My wife and I got a few gardening supplies, a bale of hay from the feed store, and packets and packets of seeds.
With a little recruitment of labor from my 11 year old niece, we spread the straw in a brick enclosing right on top of my dry lawn in the backyard.
Then we made seed balls with a combinations of clay, soil, coffee grounds, seeds, pepper flakes (pest repellant) and fertilizer. We have 14 different types of seeds in these balls.
Then we tossed the seed balls hither and tither. Along with broadcasting white clover seeds. One of the most exiting things about this style of gardening is the sheer randomness.
I’ve had to water the straw a few times, but as rainy season in Hawai’i is now in full swing, I can just sit back and watch. I’m not going to call yet whether this is a successful method of gardening, but here are some of the results thus far:
Beets are sprouting out of this seed ball.

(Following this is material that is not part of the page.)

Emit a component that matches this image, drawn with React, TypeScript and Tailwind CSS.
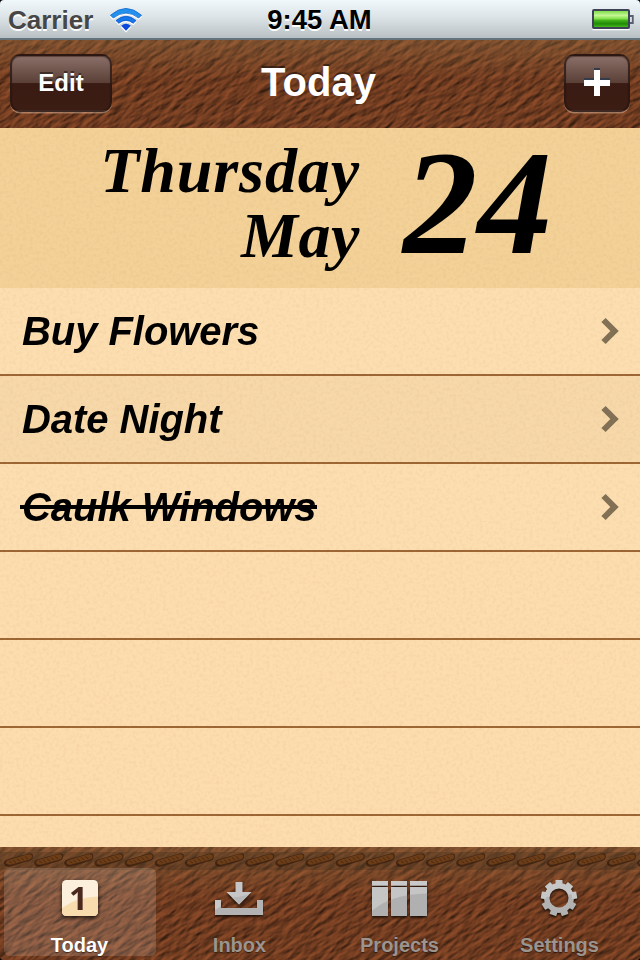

The one pitfall of this method is that you have to be well versed in what seedlings look like. I think this is one of my sunflowers, but it looks like it is next to a weed. Irregardless, you can see the bursting life underneath the soil.
And because no chemicals are used, there is balance to the natural ecosystem around the garden. This gecko is helping me control unwanted pests.
Masanobu Fukuoka reminds me a lot of BKS Iyengar in his views toward his craft, in that he is holistic and looks a the big picture. He said that one must become a philosopher before one decides to become a farmer, so the implications of using harmful chemicals to produce high crop yields could be understood. One must understand the whole system, not just how to grow specific crops. He had a brief career as a plant pathologist, but came to the realization that mankind has caused more harm than good in trying to innovate farming methods. He quit his job, went home and started to experiment on the theory that if one replicate nature on a farm, then all the back breaking work of traditional farming would be unnecessary. His aim was to do less, not more. As it turns out, he was correct. He died in 2008, but left a legacy of the permaculture movement. The book One Straw Revolution is linked above.
I will keep you updated on my garden as it continues to develop…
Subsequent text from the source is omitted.